Leave out the pictures and transcribe everything else exactly.

## COLLECTED DATA
* * * *

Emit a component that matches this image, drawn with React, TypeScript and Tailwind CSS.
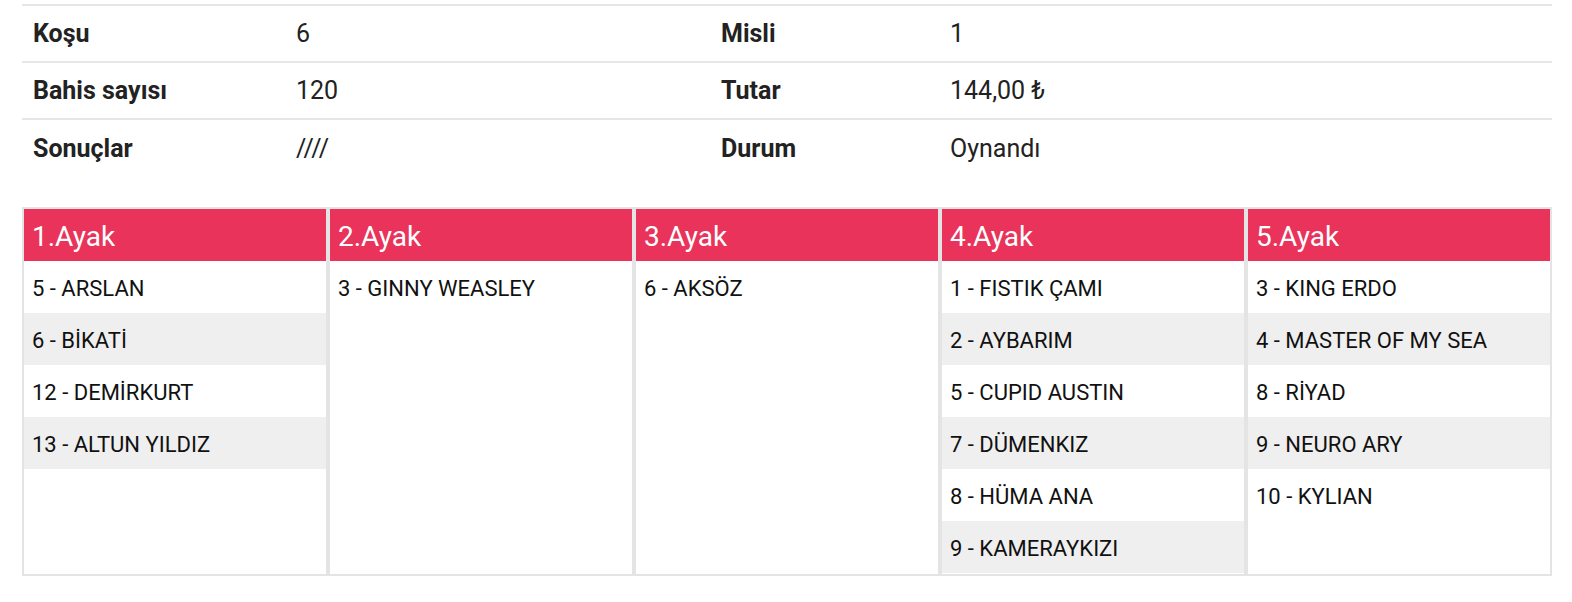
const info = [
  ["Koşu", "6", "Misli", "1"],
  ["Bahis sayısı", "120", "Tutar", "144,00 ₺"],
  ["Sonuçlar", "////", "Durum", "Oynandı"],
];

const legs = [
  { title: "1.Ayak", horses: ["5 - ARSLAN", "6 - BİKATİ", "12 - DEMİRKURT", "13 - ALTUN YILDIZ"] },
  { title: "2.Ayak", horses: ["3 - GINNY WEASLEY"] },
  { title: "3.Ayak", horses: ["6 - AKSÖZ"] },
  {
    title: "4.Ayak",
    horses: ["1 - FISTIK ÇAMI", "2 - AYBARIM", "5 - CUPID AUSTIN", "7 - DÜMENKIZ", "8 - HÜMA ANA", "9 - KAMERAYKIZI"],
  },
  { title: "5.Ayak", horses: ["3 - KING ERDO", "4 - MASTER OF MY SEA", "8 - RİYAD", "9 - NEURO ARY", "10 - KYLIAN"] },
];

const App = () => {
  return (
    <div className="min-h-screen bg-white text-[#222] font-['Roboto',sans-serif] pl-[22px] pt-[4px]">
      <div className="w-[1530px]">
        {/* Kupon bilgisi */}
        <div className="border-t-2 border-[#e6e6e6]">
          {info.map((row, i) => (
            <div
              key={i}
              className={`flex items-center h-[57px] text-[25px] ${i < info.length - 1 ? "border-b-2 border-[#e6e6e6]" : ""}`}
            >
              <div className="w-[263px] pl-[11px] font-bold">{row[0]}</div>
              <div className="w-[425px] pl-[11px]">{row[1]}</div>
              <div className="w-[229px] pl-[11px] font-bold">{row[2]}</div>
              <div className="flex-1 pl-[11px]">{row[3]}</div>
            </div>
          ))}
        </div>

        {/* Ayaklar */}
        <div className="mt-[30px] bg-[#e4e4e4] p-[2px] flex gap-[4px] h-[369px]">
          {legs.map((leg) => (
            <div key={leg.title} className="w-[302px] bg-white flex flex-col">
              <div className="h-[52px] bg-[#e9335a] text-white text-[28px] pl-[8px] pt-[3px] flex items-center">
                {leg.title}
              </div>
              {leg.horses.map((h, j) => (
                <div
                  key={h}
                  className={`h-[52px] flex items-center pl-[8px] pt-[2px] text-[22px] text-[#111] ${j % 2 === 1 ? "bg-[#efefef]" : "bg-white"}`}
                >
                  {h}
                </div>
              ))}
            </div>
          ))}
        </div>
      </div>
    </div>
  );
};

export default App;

* * * *

## EXERCISE RESULT
Emit a component that matches this image, drawn with React, TypeScript and Tailwind CSS.
const info = [
  ["Koşu", "6", "Misli", "1"],
  ["Bahis sayısı", "120", "Tutar", "144,00 ₺"],
  ["Sonuçlar", "////", "Durum", "Oynandı"],
];

const legs = [
  { title: "1.Ayak", horses: ["5 - ARSLAN", "6 - BİKATİ", "12 - DEMİRKURT", "13 - ALTUN YILDIZ"] },
  { title: "2.Ayak", horses: ["3 - GINNY WEASLEY"] },
  { title: "3.Ayak", horses: ["6 - AKSÖZ"] },
  {
    title: "4.Ayak",
    horses: ["1 - FISTIK ÇAMI", "2 - AYBARIM", "5 - CUPID AUSTIN", "7 - DÜMENKIZ", "8 - HÜMA ANA", "9 - KAMERAYKIZI"],
  },
  { title: "5.Ayak", horses: ["3 - KING ERDO", "4 - MASTER OF MY SEA", "8 - RİYAD", "9 - NEURO ARY", "10 - KYLIAN"] },
];

const App = () => {
  return (
    <div className="min-h-screen bg-white text-[#222] font-['Roboto',sans-serif] pl-[22px] pt-[4px]">
      <div className="w-[1530px]">
        {/* Kupon bilgisi */}
        <div className="border-t-2 border-[#e6e6e6]">
          {info.map((row, i) => (
            <div
              key={i}
              className={`flex items-center h-[57px] text-[25px] ${i < info.length - 1 ? "border-b-2 border-[#e6e6e6]" : ""}`}
            >
              <div className="w-[263px] pl-[11px] font-bold">{row[0]}</div>
              <div className="w-[425px] pl-[11px]">{row[1]}</div>
              <div className="w-[229px] pl-[11px] font-bold">{row[2]}</div>
              <div className="flex-1 pl-[11px]">{row[3]}</div>
            </div>
          ))}
        </div>

        {/* Ayaklar */}
        <div className="mt-[30px] bg-[#e4e4e4] p-[2px] flex gap-[4px] h-[369px]">
          {legs.map((leg) => (
            <div key={leg.title} className="w-[302px] bg-white flex flex-col">
              <div className="h-[52px] bg-[#e9335a] text-white text-[28px] pl-[8px] pt-[3px] flex items-center">
                {leg.title}
              </div>
              {leg.horses.map((h, j) => (
                <div
                  key={h}
                  className={`h-[52px] flex items-center pl-[8px] pt-[2px] text-[22px] text-[#111] ${j % 2 === 1 ? "bg-[#efefef]" : "bg-white"}`}
                >
                  {h}
                </div>
              ))}
            </div>
          ))}
        </div>
      </div>
    </div>
  );
};

export default App;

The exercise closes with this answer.